Information shown.
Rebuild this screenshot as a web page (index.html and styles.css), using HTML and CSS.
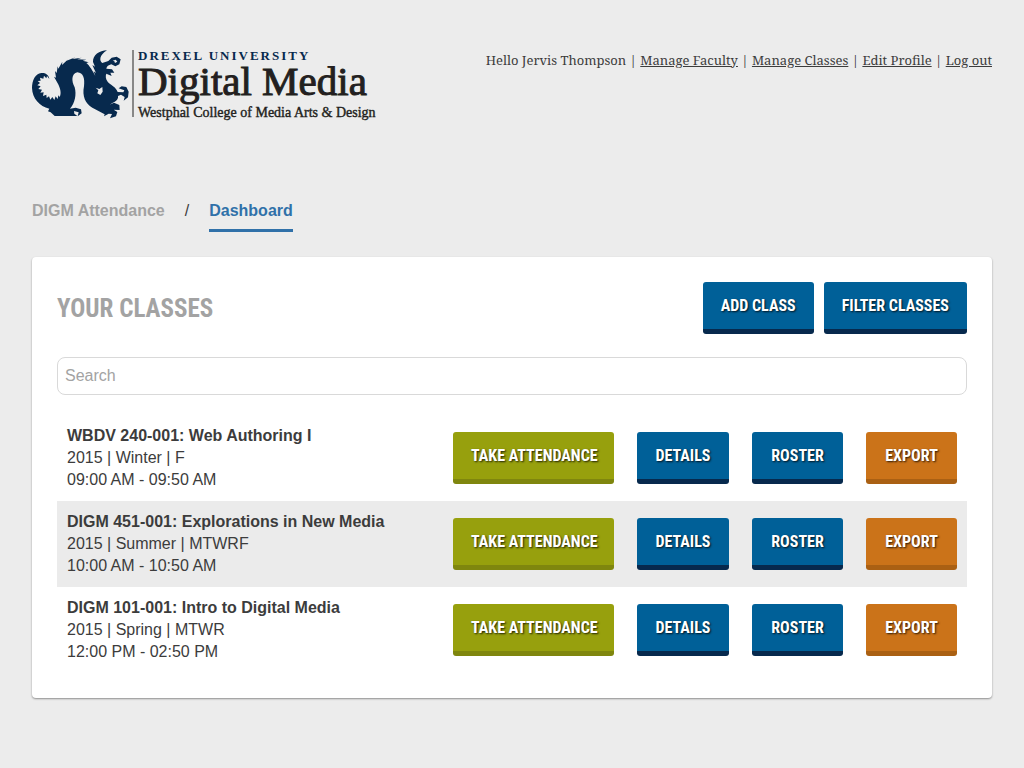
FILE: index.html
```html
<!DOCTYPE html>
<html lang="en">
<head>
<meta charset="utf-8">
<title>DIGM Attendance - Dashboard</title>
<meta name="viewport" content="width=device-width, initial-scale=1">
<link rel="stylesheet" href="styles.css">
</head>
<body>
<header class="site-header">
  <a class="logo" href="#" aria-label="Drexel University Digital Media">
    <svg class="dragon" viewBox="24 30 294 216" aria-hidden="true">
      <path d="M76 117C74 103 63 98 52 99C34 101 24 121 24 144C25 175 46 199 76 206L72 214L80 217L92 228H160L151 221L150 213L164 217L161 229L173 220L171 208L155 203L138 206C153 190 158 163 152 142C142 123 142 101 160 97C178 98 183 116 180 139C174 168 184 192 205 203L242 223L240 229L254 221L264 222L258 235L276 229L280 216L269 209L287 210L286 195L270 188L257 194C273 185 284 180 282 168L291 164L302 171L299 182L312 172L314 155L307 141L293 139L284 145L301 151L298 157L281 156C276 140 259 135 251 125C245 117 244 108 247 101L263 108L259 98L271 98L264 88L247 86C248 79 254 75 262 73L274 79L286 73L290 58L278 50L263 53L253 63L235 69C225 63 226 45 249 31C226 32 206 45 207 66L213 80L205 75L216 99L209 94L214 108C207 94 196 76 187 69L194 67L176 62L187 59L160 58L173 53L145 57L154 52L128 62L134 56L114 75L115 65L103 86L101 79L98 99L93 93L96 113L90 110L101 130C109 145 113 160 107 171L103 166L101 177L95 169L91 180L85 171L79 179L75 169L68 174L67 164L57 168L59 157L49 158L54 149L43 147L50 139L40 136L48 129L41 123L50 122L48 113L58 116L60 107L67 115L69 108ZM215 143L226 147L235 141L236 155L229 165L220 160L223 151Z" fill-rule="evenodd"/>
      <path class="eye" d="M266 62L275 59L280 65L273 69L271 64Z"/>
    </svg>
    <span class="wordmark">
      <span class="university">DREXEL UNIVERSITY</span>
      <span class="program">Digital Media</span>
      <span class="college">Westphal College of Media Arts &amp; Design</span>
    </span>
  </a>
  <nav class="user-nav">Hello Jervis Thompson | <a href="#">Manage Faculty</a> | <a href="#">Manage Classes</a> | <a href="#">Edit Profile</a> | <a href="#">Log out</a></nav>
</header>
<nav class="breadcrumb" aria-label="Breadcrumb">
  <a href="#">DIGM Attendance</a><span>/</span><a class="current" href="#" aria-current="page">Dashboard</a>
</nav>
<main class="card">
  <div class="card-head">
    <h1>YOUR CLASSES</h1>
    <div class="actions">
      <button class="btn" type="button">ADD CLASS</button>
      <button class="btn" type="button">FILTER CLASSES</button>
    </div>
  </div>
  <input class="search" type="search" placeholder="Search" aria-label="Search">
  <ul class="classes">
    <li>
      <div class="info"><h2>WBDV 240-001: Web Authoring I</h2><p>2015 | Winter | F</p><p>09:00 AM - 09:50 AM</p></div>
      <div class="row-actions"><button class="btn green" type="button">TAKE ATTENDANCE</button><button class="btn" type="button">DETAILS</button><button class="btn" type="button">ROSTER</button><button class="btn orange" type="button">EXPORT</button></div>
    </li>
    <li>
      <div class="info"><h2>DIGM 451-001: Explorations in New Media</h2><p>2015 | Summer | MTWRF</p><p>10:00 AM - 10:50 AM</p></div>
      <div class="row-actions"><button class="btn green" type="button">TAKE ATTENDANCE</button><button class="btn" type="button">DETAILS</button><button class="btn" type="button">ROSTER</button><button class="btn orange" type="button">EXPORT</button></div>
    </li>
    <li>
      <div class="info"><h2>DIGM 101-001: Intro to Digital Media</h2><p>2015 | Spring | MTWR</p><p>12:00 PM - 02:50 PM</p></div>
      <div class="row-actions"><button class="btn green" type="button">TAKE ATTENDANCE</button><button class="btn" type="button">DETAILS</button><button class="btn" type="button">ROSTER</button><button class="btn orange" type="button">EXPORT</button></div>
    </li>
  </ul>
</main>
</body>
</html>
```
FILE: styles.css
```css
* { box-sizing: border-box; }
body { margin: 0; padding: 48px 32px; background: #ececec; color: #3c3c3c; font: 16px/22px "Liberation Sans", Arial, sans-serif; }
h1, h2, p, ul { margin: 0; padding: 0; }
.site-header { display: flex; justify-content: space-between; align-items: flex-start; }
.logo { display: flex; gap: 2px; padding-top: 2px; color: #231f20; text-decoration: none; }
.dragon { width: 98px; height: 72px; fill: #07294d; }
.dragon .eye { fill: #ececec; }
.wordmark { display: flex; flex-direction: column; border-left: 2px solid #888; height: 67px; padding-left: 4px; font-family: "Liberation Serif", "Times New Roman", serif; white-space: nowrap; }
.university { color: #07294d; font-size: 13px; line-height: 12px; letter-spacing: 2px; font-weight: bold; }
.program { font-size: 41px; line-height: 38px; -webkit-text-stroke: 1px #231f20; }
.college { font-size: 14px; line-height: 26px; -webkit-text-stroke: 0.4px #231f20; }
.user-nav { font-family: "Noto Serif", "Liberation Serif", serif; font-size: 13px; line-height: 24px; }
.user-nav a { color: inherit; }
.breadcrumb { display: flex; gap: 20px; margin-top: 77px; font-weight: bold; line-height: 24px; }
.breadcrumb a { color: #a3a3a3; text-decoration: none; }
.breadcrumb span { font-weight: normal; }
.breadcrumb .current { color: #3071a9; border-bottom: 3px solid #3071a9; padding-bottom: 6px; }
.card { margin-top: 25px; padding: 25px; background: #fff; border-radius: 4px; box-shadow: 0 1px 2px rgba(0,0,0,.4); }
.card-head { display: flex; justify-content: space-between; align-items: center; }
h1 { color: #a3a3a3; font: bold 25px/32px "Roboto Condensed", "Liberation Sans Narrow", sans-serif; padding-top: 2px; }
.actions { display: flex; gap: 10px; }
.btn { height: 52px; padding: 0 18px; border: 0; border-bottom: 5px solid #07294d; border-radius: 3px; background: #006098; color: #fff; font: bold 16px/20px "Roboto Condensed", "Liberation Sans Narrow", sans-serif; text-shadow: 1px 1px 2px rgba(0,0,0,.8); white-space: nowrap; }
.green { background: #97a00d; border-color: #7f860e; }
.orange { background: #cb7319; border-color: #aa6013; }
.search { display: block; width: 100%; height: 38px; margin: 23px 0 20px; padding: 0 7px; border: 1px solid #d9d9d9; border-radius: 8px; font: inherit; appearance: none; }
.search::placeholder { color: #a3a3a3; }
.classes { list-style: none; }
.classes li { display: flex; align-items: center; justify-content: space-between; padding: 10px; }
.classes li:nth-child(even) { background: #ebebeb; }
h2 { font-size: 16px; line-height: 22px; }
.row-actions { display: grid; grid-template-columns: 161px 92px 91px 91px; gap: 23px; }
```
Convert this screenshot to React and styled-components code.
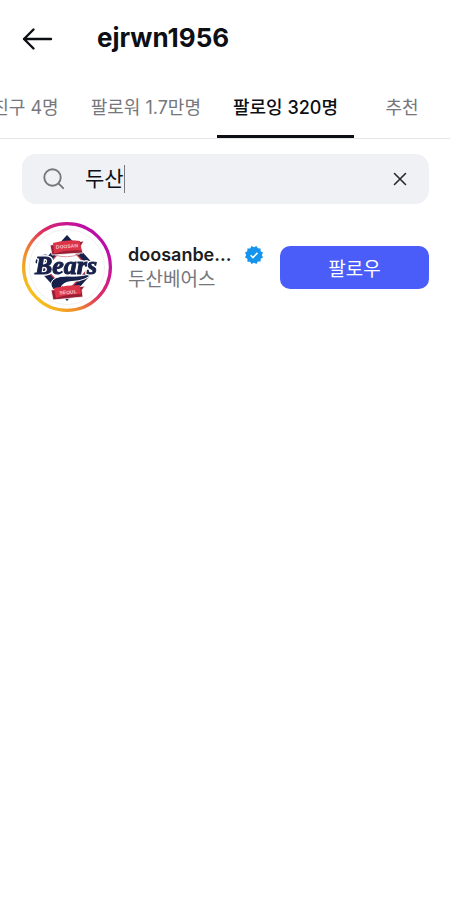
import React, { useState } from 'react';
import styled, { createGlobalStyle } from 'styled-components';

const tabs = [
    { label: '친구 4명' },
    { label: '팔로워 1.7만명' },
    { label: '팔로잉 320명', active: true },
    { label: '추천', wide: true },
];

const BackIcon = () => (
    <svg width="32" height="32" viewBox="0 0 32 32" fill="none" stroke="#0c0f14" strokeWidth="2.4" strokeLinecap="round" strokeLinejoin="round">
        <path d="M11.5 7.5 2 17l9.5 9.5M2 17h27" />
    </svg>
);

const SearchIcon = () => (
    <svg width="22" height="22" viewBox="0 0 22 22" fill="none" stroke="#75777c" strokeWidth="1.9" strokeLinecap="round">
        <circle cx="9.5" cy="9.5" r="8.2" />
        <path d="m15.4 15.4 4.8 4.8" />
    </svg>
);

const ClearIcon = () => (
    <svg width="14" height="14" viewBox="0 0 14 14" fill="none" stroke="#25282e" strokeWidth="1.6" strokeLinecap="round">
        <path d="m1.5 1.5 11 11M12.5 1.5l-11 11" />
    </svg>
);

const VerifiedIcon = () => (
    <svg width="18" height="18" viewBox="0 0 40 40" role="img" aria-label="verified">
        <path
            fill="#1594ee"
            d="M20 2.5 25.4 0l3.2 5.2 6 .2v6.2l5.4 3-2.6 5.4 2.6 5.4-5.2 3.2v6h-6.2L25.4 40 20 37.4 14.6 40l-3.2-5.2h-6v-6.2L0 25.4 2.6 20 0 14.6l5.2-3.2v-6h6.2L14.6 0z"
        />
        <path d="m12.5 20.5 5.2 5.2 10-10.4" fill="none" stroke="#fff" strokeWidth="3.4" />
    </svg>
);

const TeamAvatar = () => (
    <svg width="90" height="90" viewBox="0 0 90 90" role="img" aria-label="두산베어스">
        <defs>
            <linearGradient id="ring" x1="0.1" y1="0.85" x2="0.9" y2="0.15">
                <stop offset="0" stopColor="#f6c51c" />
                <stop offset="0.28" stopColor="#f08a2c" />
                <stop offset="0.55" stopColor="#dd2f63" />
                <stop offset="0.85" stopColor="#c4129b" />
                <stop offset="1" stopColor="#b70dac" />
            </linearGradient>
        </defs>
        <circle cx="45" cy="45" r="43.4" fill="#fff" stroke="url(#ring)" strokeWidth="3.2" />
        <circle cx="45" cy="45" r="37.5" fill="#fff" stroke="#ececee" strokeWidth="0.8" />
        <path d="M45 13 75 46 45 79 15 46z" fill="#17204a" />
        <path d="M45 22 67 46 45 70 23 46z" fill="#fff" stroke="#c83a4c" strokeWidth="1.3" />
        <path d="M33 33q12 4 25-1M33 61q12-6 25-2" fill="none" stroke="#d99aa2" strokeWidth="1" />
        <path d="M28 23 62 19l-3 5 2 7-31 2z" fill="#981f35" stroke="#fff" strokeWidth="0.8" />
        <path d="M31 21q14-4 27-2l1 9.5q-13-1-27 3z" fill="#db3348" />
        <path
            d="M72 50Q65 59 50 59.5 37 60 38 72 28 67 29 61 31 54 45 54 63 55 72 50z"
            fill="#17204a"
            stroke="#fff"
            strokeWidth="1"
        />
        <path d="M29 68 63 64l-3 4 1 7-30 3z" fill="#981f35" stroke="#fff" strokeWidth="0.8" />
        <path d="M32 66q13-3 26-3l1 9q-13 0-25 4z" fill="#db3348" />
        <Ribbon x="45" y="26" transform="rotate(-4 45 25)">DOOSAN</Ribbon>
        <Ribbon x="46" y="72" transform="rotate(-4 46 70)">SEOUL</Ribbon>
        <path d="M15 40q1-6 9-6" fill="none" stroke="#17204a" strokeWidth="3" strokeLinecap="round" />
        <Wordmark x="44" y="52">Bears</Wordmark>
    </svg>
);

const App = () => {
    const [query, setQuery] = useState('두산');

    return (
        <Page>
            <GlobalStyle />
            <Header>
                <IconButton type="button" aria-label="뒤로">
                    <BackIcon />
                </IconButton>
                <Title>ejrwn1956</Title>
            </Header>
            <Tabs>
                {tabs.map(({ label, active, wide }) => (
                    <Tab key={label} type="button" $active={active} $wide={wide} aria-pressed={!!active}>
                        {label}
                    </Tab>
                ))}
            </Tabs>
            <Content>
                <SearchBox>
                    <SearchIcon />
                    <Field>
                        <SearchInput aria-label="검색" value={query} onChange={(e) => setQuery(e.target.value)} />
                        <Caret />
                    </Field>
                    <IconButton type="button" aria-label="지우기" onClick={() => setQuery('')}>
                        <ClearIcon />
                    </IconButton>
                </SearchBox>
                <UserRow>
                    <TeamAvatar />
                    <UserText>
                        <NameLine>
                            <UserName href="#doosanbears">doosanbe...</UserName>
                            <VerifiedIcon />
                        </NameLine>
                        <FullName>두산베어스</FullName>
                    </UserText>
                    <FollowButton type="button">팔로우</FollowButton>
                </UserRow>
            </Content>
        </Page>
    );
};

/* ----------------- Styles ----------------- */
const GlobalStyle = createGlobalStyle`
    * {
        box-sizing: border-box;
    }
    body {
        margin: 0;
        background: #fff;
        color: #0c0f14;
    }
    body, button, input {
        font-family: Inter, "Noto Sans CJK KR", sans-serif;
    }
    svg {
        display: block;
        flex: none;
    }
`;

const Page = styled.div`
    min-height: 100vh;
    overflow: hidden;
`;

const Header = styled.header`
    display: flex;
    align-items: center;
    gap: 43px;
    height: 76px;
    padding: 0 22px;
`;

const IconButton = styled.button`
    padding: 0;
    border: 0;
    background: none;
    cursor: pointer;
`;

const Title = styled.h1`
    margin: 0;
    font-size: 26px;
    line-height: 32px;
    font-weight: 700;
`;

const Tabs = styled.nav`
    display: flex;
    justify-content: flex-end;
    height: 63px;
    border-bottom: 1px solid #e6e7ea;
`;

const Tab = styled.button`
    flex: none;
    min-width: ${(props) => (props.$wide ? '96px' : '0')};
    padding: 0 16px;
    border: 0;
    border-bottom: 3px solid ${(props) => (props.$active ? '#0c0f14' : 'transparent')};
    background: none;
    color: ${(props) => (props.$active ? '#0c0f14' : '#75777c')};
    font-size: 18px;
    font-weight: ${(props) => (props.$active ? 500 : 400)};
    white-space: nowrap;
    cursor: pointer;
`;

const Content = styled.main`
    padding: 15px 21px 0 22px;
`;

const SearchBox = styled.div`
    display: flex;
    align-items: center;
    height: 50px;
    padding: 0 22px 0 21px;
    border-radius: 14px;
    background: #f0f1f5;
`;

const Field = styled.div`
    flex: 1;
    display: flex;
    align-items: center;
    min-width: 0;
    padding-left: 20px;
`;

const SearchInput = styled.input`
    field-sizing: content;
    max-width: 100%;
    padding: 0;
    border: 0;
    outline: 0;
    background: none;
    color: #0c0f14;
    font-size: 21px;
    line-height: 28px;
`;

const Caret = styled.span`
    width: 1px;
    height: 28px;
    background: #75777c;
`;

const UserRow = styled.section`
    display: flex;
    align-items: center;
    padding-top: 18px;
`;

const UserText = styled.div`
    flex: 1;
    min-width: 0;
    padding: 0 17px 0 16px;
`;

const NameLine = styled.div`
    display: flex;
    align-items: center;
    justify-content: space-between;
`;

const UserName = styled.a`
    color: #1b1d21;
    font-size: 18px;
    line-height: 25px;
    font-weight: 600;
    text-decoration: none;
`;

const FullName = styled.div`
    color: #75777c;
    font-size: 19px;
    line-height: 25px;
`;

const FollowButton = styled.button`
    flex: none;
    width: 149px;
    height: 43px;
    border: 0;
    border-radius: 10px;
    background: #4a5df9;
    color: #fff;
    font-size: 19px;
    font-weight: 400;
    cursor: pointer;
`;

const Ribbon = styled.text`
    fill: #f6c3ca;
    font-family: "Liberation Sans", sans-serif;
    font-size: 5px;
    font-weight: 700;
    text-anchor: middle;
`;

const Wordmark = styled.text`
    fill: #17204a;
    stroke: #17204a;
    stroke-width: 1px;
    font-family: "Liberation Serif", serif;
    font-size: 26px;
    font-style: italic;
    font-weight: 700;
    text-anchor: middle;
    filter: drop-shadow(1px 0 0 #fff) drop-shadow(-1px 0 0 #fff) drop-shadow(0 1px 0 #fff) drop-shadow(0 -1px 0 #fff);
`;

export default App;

Written instruction. Copy out each line of the records where the string "screenshot" appears.

Final result.
Rebuild this screenshot as a web page (index.html and styles.css), using HTML and CSS.
Convert this screenshot to React and styled-components code.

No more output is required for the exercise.